USPTO Ruling Clarifies Use of Discovery

USPTO Ruling Clarifies Use of Discovery in Inter Partes Proceeding

A recent decision by the U.S. Patent and Trademark Office is the first to clarify the scope of discovery during an inter partes review. As such, it serves as an important guide as patent applicants embark on this new proceeding.

Under the Leahy-Smith America Invents Act, additional patent discovery is available for “what is otherwise necessary in the interest of justice.” As the Patent Trial and Appeal Board (Board) notes, this standard is “significantly different from the scope of discovery generally available under the Federal Rules of Civil Procedure.”
In Garmin Int’l Inc. v. Cuozzo Speed Technologies, LLC, Case No. IPR2012-00001 (PTAB March 5, 2013), Cuozzo Speed Technologies, LLC attempted to label all of its document requests and interrogatories as “routine discovery,” for which the Board’s authorization is not required.
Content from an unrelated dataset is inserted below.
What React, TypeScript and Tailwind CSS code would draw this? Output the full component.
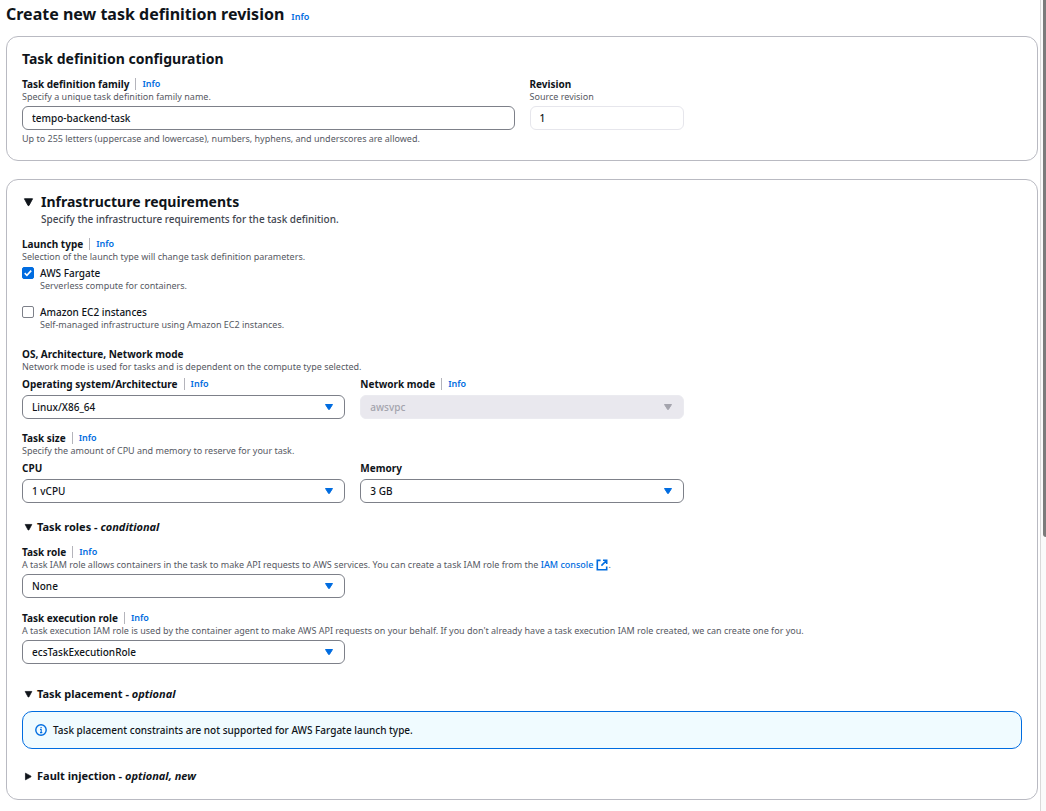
import { useId, useState, type ReactNode } from "react";

function Info() {
  return (
    <a href="#info" className="text-[9px] leading-[14px] font-semibold text-[#006ce0]">
      Info
    </a>
  );
}

function Label({ children, htmlFor, info }: { children: ReactNode; htmlFor?: string; info?: boolean }) {
  const text = "text-[10px] leading-[14px] font-bold text-[#0f141a]";
  return (
    <div className="flex h-[14px] items-center whitespace-nowrap">
      {htmlFor ? (
        <label htmlFor={htmlFor} className={text}>
          {children}
        </label>
      ) : (
        <h3 className={text}>{children}</h3>
      )}
      {info && (
        <span className="ml-[6px] flex h-[12px] items-center border-l border-[#b4b4bb] pl-[6px]">
          <Info />
        </span>
      )}
    </div>
  );
}

function Description({ children }: { children: ReactNode }) {
  return <p className="text-[9px] leading-[12px] whitespace-nowrap text-[#565963]">{children}</p>;
}

function SelectBox({ id, value, disabled }: { id: string; value: string; disabled?: boolean }) {
  return (
    <div className="relative">
      <select
        id={id}
        disabled={disabled}
        defaultValue={value}
        className="block h-[24px] w-full appearance-none rounded-[6px] border border-[#7d8089] bg-white pr-8 pl-[9px] text-[10px] leading-[16px] font-medium text-[#0f141a] disabled:border-[#ebebf0] disabled:bg-[#e9e8ee] disabled:text-[#a4a4ad] disabled:opacity-100"
      >
        <option>{value}</option>
      </select>
      <svg
        viewBox="0 0 8 6"
        className={`pointer-events-none absolute top-[9px] right-[12px] h-[6px] w-[8px] ${disabled ? "text-[#a4a4ad]" : "text-[#006ce0]"}`}
        aria-hidden="true"
      >
        <path d="M.5.5h7L4.4 5.4H3.6z" fill="currentColor" stroke="currentColor" strokeLinejoin="round" />
      </svg>
    </div>
  );
}

function Field({
  label,
  info,
  description,
  value,
  disabled,
}: {
  label: string;
  info?: boolean;
  description?: ReactNode;
  value: string;
  disabled?: boolean;
}) {
  const id = useId();
  return (
    <div className="col-span-2">
      <Label htmlFor={id} info={info}>
        {label}
      </Label>
      {description && <Description>{description}</Description>}
      <div className={description ? "mt-[3px]" : "mt-[4px]"}>
        <SelectBox id={id} value={value} disabled={disabled} />
      </div>
    </div>
  );
}

function Caret({ open, large }: { open: boolean; large?: boolean }) {
  return (
    <svg
      viewBox="0 0 10 10"
      className={`shrink-0 ${large ? "h-[11px] w-[11px]" : "h-[9px] w-[9px]"} ${open ? "" : "-rotate-90"}`}
      aria-hidden="true"
    >
      <path d="M1.3 1.6h7.4L5.4 7.8h-.8z" fill="currentColor" stroke="currentColor" strokeWidth=".8" strokeLinejoin="round" />
    </svg>
  );
}

function Section({
  title,
  note,
  initiallyOpen,
  children,
}: {
  title: string;
  note: string;
  initiallyOpen?: boolean;
  children?: ReactNode;
}) {
  const [open, setOpen] = useState(Boolean(initiallyOpen));
  return (
    <section>
      <h3>
        <button
          type="button"
          aria-expanded={open}
          onClick={() => setOpen(!open)}
          className="flex h-[16px] items-center gap-[4px] pl-[2px] text-[11px] leading-[16px] font-bold text-[#0f141a]"
        >
          <Caret open={open} />
          <span>
            {title} - <em>{note}</em>
          </span>
        </button>
      </h3>
      {open && children}
    </section>
  );
}

function Check({ label, description, checked }: { label: string; description: string; checked?: boolean }) {
  const id = useId();
  return (
    <div className="grid grid-cols-[12px_1fr] gap-x-[6px]">
      <span className="relative flex h-[14px] items-center">
        <input
          id={id}
          type="checkbox"
          defaultChecked={checked}
          className="peer size-[12px] appearance-none rounded-[2px] border border-[#7d8089] bg-white checked:border-[#006ce0] checked:bg-[#006ce0]"
        />
        <svg
          viewBox="0 0 12 12"
          className="pointer-events-none absolute top-[1px] left-0 hidden size-[12px] peer-checked:block"
          aria-hidden="true"
        >
          <path d="M2.7 6.2l2.2 2.1L9.2 3.6" fill="none" stroke="white" strokeWidth="1.6" />
        </svg>
      </span>
      <label htmlFor={id} className="text-[10px] leading-[14px] font-medium text-[#0f141a]">
        {label}
      </label>
      <div className="col-start-2">
        <Description>{description}</Description>
      </div>
    </div>
  );
}

function Card({ children }: { children: ReactNode }) {
  return <section className="rounded-[12px] border border-[#b9bac2] bg-white px-[15px] pt-[12px] pb-[15px]">{children}</section>;
}

function ExternalIcon() {
  return (
    <svg viewBox="0 0 12 12" className="ml-[3px] inline-block size-[12px] align-[-3px]" aria-hidden="true">
      <path d="M4.6 1.4H1.3v9.4h9.4V7.4M7 1.3h3.7V5M10.5 1.5L5.4 6.6" fill="none" stroke="currentColor" strokeWidth="1.6" />
    </svg>
  );
}

export default function App() {
  return (
    <div className="flex min-h-screen bg-white font-['Noto_Sans','Open_Sans',sans-serif] text-[#0f141a]">
      <main className="min-w-0 flex-1 pr-[2px] pb-[11px] pl-[6px]">
        <header className="flex h-[28px] items-baseline gap-[7px]">
          <h1 className="text-[16px] leading-[28px] font-bold">Create new task definition revision</h1>
          <Info />
        </header>

        <div className="mt-[8px] flex flex-col gap-[18px]">
          <Card>
            <h2 className="text-[14px] leading-[20px] font-bold">Task definition configuration</h2>
            <div className="mt-[8px] grid grid-cols-6 gap-x-[15px]">
              <div className="col-span-3">
                <Label htmlFor="family" info>
                  Task definition family
                </Label>
                <Description>Specify a unique task definition family name.</Description>
                <input
                  id="family"
                  defaultValue="tempo-backend-task"
                  className="mt-[3px] mb-[3px] block h-[24px] w-full rounded-[6px] border border-[#7d8089] px-[9px] text-[10px] font-medium"
                />
                <Description>
                  Up to 255 letters (uppercase and lowercase), numbers, hyphens, and underscores are allowed.
                </Description>
              </div>
              <div>
                <Label htmlFor="revision">Revision</Label>
                <Description>Source revision</Description>
                <input
                  id="revision"
                  readOnly
                  value="1"
                  className="mt-[3px] block h-[24px] w-full rounded-[6px] border border-[#e6e6ec] px-[9px] text-[10px] font-medium"
                />
              </div>
            </div>
          </Card>

          <Card>
            <div className="grid grid-cols-[13px_1fr] items-center gap-x-[6px]">
              <span className="flex pl-[1px]">
                <Caret open large />
              </span>
              <h2 className="text-[14px] leading-[20px] font-bold">Infrastructure requirements</h2>
              <p className="col-start-2 text-[10px] leading-[14px] font-medium text-[#424650]">
                Specify the infrastructure requirements for the task definition.
              </p>
            </div>

            <div className="mt-[11px]">
              <Label info>Launch type</Label>
              <Description>Selection of the launch type will change task definition parameters.</Description>
              <div className="mt-[3px] flex flex-col gap-[13px]">
                <Check label="AWS Fargate" description="Serverless compute for containers." checked />
                <Check
                  label="Amazon EC2 instances"
                  description="Self-managed infrastructure using Amazon EC2 instances."
                />
              </div>
            </div>

            <div className="mt-[16px]">
              <Label>OS, Architecture, Network mode</Label>
              <Description>Network mode is used for tasks and is dependent on the compute type selected.</Description>
              <div className="mt-[4px] grid grid-cols-6 gap-x-[15px]">
                <Field label="Operating system/Architecture" info value="Linux/X86_64" />
                <Field label="Network mode" info value="awsvpc" disabled />
              </div>
            </div>

            <div className="mt-[12px] mb-[16px]">
              <Label info>Task size</Label>
              <Description>Specify the amount of CPU and memory to reserve for your task.</Description>
              <div className="mt-[4px] grid grid-cols-6 gap-x-[15px]">
                <Field label="CPU" value="1 vCPU" />
                <Field label="Memory" value="3 GB" />
              </div>
            </div>

            <Section title="Task roles" note="conditional" initiallyOpen>
              <div className="mt-[10px] mb-[22px] grid grid-cols-6 gap-x-[15px] gap-y-[13px]">
                <Field
                  label="Task role"
                  info
                  value="None"
                  description={
                    <>
                      A task IAM role allows containers in the task to make API requests to AWS services. You can create a
                      task IAM role from the{" "}
                      <a href="#iam" className="font-medium text-[#006ce0]">
                        IAM console
                        <ExternalIcon />
                      </a>
                      .
                    </>
                  }
                />
                <div className="col-span-4" />
                <Field
                  label="Task execution role"
                  info
                  value="ecsTaskExecutionRole"
                  description="A task execution IAM role is used by the container agent to make AWS API requests on your behalf. If you don't already have a task execution IAM role created, we can create one for you."
                />
              </div>
            </Section>

            <Section title="Task placement" note="optional" initiallyOpen>
              <div className="mt-[9px] mb-[19px] flex h-[38px] items-center gap-[6px] rounded-[10px] border border-[#006ce0] bg-[#f0fbff] px-[12px]">
                <svg viewBox="0 0 12 12" className="size-[12px] text-[#006ce0]" aria-hidden="true">
                  <circle cx="6" cy="6" r="5.2" fill="none" stroke="currentColor" strokeWidth="1.4" />
                  <path d="M5 5.4h1.2v3.2M5 8.6h2.3M5.5 3.5h1.2" fill="none" stroke="currentColor" strokeWidth="1.1" />
                </svg>
                <p className="text-[10px] leading-[14px] font-medium">
                  Task placement constraints are not supported for AWS Fargate launch type.
                </p>
              </div>
            </Section>

            <Section title="Fault injection" note="optional, new" />
          </Card>
        </div>
      </main>

      <div className="w-[6px] shrink-0 border-l border-[#d9d9d9] bg-[#fafafa] pl-[2px]" aria-hidden="true">
        <div className="h-[537px] rounded-bl-[3px] bg-[#7b7b7b]" />
      </div>
    </div>
  );
}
However, the Board strongly disagreed with this characterization, calling it unreasonably broad.
As explained by the Board, “Routine discovery under 37 C.F.R. § 41.51(b)(1)(iii) is narrowly directed to specific information known to the responding party to be inconsistent with a position advanced by that party in the proceeding, and not broadly directed to any subject area in general within which the requesting party hopes to discover such inconsistent information.”
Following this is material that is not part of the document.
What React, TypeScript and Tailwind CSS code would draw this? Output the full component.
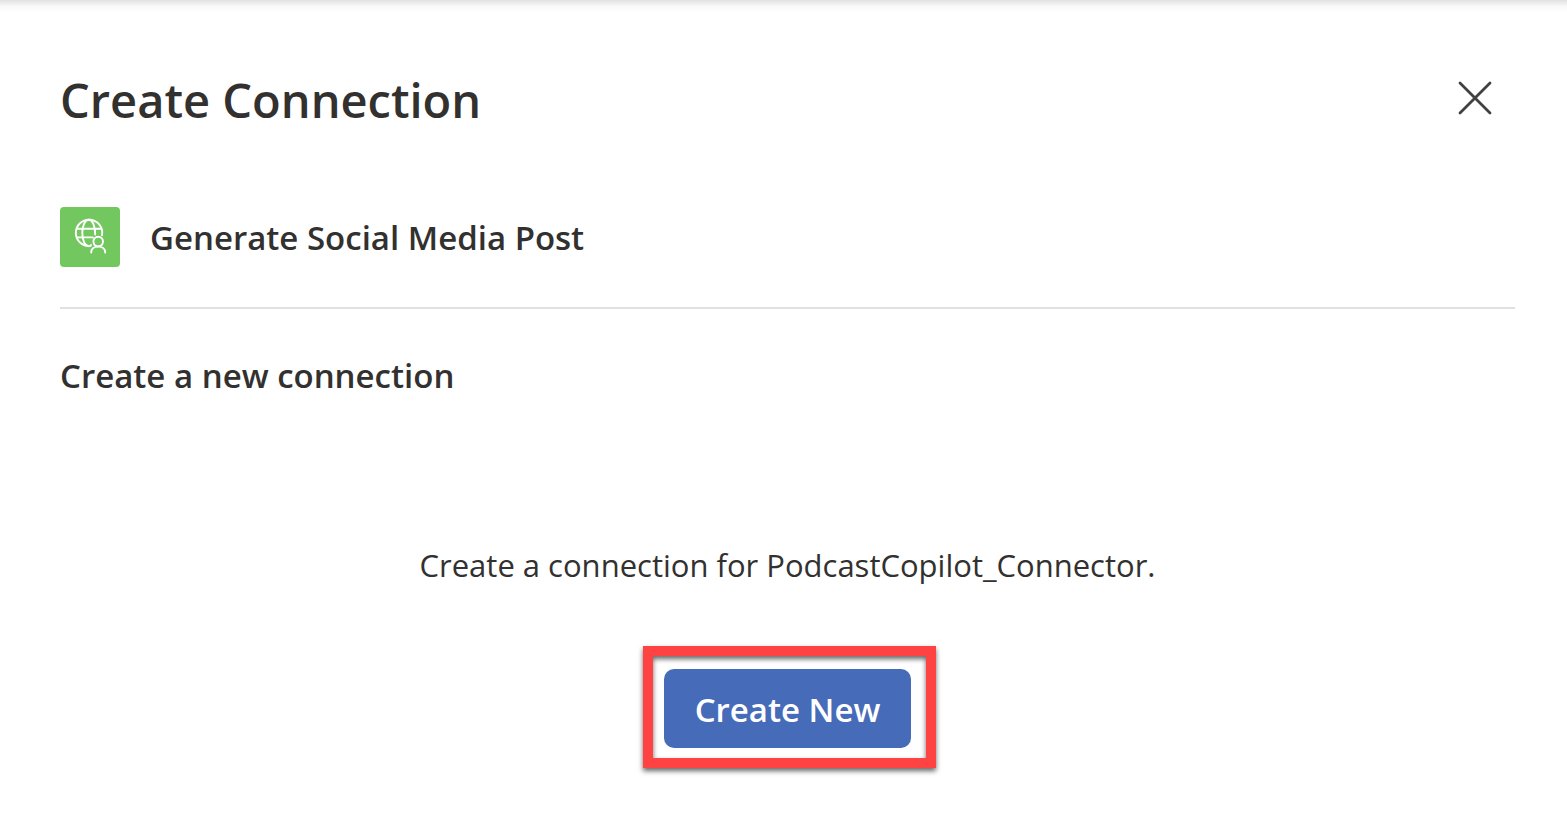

In determining whether to grant a request for additional discovery, the Board stated that the following factors should be taken into consideration:
More Than A Possibility And Mere Allegation: The mere possibility of finding something useful, and mere allegation that something useful will be found, are insufficient to demonstrate that the requested discovery is necessary in the interest of justice.
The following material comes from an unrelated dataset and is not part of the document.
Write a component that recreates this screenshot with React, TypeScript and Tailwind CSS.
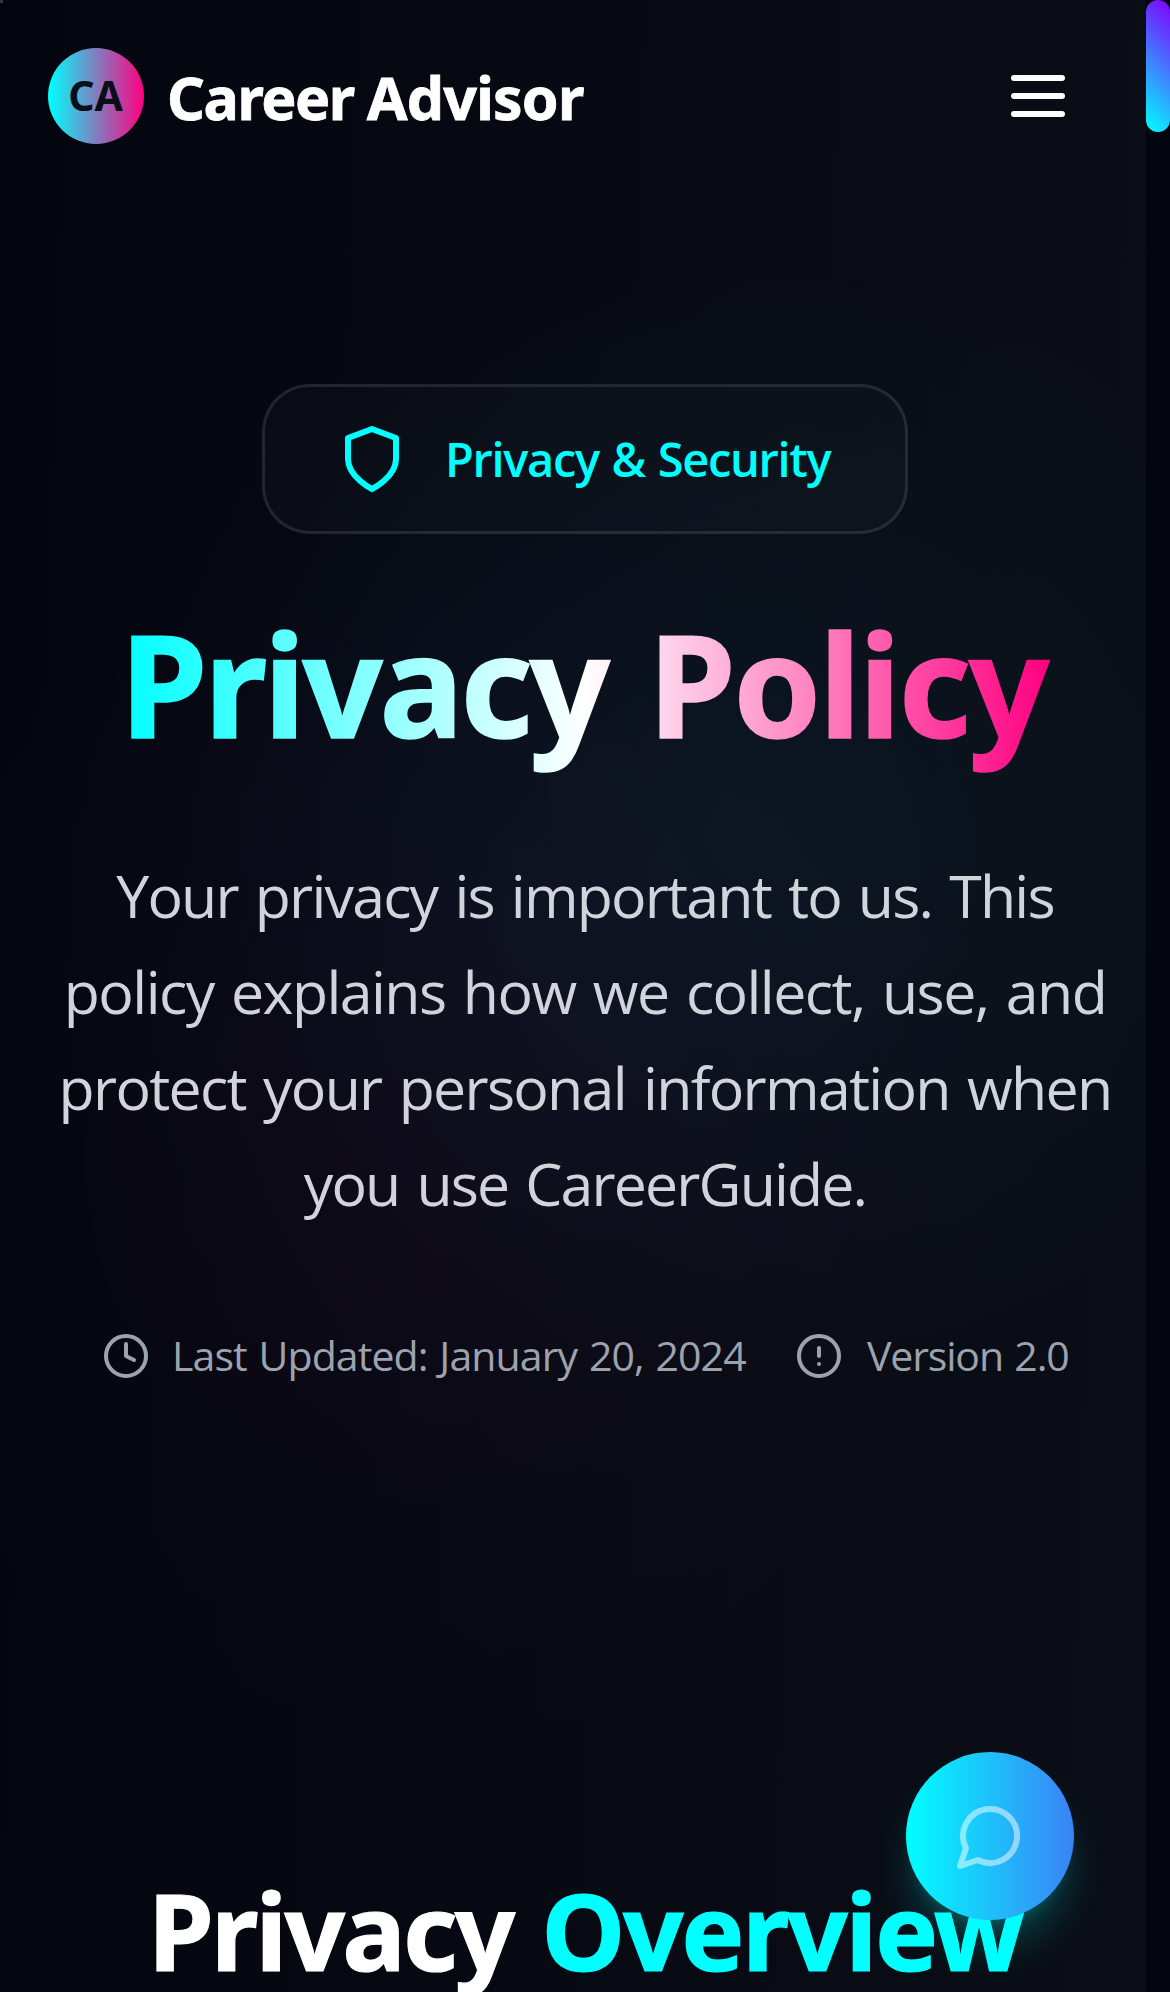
import type { ReactNode } from "react";

function Icon({ className, strokeWidth = 2, children }: { className: string; strokeWidth?: number; children: ReactNode }) {
  return (
    <svg
      className={className}
      viewBox="0 0 24 24"
      fill="none"
      stroke="currentColor"
      strokeWidth={strokeWidth}
      strokeLinecap="round"
      strokeLinejoin="round"
    >
      {children}
    </svg>
  );
}

function Header() {
  return (
    <header className="flex h-[192px] items-center justify-between pl-12 pr-[105px]">
      <div className="flex items-center">
        <div className="flex h-24 w-24 items-center justify-center rounded-full bg-[linear-gradient(90deg,#00ffff,#ff0080)]">
          <span className="pb-0.5 pr-px text-[41px] font-bold leading-none text-[#0a0e17]">CA</span>
        </div>
        <span className="ml-[23px] whitespace-nowrap pt-0.5 text-[59px] font-bold leading-[72px] tracking-[-1.4px] text-white [-webkit-text-stroke:0.8px_#fff]">
          Career <span className="-ml-px tracking-[-0.8px]">Advisor</span>
        </span>
      </div>
      <button className="flex flex-col gap-3" aria-label="Menu">
        <span className="h-1.5 w-[54px] rounded-[3px] bg-white" />
        <span className="h-1.5 w-[54px] rounded-[3px] bg-white" />
        <span className="h-1.5 w-[54px] rounded-[3px] bg-white" />
      </button>
    </header>
  );
}

function Hero() {
  return (
    <section className="flex flex-col items-center pt-[192px]">
      <div className="flex h-[150px] w-[646px] items-center gap-[37px] rounded-[48px] border-[3px] border-white/10 bg-white/[0.02] pl-[71px] text-[#00ffff]">
        <Icon className="h-[72px] w-[72px] shrink-0">
          <path d="M12 22s8-4 8-10V5l-8-3-8 3v7c0 6 8 10 8 10" />
        </Icon>
        <span className="whitespace-nowrap font-['Open_Sans'] text-[47px] font-semibold leading-[72px] tracking-[-1.35px] [word-spacing:2px]">
          Privacy &amp; Security
        </span>
      </div>

      <h1 className="mt-[59px] w-[932px] whitespace-nowrap bg-[linear-gradient(90deg,#00ffff_0%,#ffffff_50%,#ff0080_100%)] bg-clip-text pl-px text-[141px] font-bold leading-[180px] text-transparent [-webkit-text-stroke:1.5px_transparent]">
        <span className="tracking-[-3.5px]">Privacy</span> <span className="ml-[5px] tracking-[-2.4px]">Policy</span>
      </h1>

      <p className="mt-[74px] flex flex-col items-center whitespace-nowrap font-['Open_Sans'] text-[59px] leading-[96px] text-[#d1d5db] [word-spacing:3.5px]">
        <span className="tracking-[-1.8px]">Your privacy is important to us. This</span>
        <span className="tracking-[-1.55px]">policy explains how we collect, use, and</span>
        <span className="tracking-[-1.7px]">protect your personal information when</span>
        <span className="tracking-[-1.85px]">you use CareerGuide.</span>
      </p>

      <div className="mt-[95px] flex h-[60px] w-full items-center pl-[102px] font-['Open_Sans'] text-[41px] leading-[60px] text-[#9ca3af] [word-spacing:2px]">
        <div className="flex w-[693px] items-center gap-[22px]">
          <Icon className="h-12 w-12 shrink-0">
            <circle cx="12" cy="12" r="10" />
            <path d="M12 6v6l4 2" />
          </Icon>
          <span className="whitespace-nowrap pb-0.5 tracking-[-0.9px]">Last Updated: January 20, 2024</span>
        </div>
        <div className="flex items-center gap-6">
          <Icon className="h-12 w-12 shrink-0">
            <circle cx="12" cy="12" r="10" />
            <path d="M12 8v4M12 16h.01" />
          </Icon>
          <span className="whitespace-nowrap pb-0.5 tracking-[-1.15px]">Version 2.0</span>
        </div>
      </div>
    </section>
  );
}

function Overview() {
  return (
    <h2 className="mt-[484px] whitespace-nowrap pl-[148px] text-[106px] font-bold leading-[120px] text-white [-webkit-text-stroke:1.2px_currentColor]">
      <span className="tracking-[-2.8px]">Privacy</span>{" "}
      <span className="ml-[1.4px] tracking-[-2.3px] text-[#00ffff] [-webkit-text-stroke:1.2px_#00ffff]">Overview</span>
    </h2>
  );
}

export default function App() {
  return (
    <div className="relative h-[1992px] w-[1170px] overflow-hidden bg-[linear-gradient(92deg,#03060f_0%,#0b0e16_100%)] font-['Noto_Sans',sans-serif]">
      {/* Ambient glow behind the hero */}
      <div className="absolute inset-0 bg-[radial-gradient(circle_at_780px_820px,rgba(0,255,255,0.03),transparent_580px),radial-gradient(circle_at_430px_1160px,rgba(255,0,128,0.03),transparent_620px),radial-gradient(circle_at_585px_900px,rgba(80,110,220,0.05),transparent_600px)]" />
      <div className="relative">
        <Header />
        <Hero />
        <Overview />
      </div>

      <div className="absolute left-0 top-0 h-[3px] w-[3px] bg-[#33363f]" />

      <button
        aria-label="Chat"
        className="absolute left-[906px] top-[1752px] flex h-[168px] w-[168px] items-center justify-center rounded-full bg-[linear-gradient(90deg,#00ffff,#3b82f6)] shadow-[0_30px_45px_-9px_rgba(0,255,255,0.25),0_12px_18px_-12px_rgba(0,255,255,0.25)]"
      >
        <Icon className="h-[72px] w-[72px] text-white/50">
          <path d="M7.9 20A9 9 0 1 0 4 16.1L2 22Z" />
        </Icon>
      </button>

      {/* Scrollbar */}
      <div className="absolute right-0 top-0 h-full w-6 bg-[#03060e]">
        <div className="h-[132px] rounded-full bg-[linear-gradient(45deg,#00ffff,#8000ff)]" />
      </div>
    </div>
  );
}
Litigation Positions And Underlying Basis: The Board has established rules for the presentation of arguments and evidence. Thus, asking for the other party’s litigation positions and the underlying basis for those positions is not necessary in the interest of justice.
Ability To Generate Equivalent Information By Other Means: Information a party can reasonably figure out or assemble without a discovery request would not be in the interest of justice to have produced by the other party.
 
Easily Understandable Instructions: The questions should be easily understandable. For example, ten pages of complex instructions for answering questions is prima facie unclear.
 
Requests Not Overly Burdensome To Answer: The requests must not be overly burdensome to answer, given the expedited nature of Inter Partes Review. Requests should be sensible and responsibly tailored according to a genuine need.
 
When taking the factors above into consideration, the Board found that Cuozzo’s discovery requests failed to meet the “necessary in the interest of justice” standard. For instance, with regard to requested items related to its potential assertion of secondary considerations of nonobviousness (i.e., long-felt but unresolved need, failure of others, commercial success, and copying by others), the Board concluded that the company failed to provide a threshold amount of evidence or reasoning tending to show beyond speculation that the information to be discovered would be “useful.”
As this case highlights, the USPTO has started to churn out decisions interpreting the new proceedings under the AIA. We will continue to monitor these legal developments and provide additional information as it becomes available.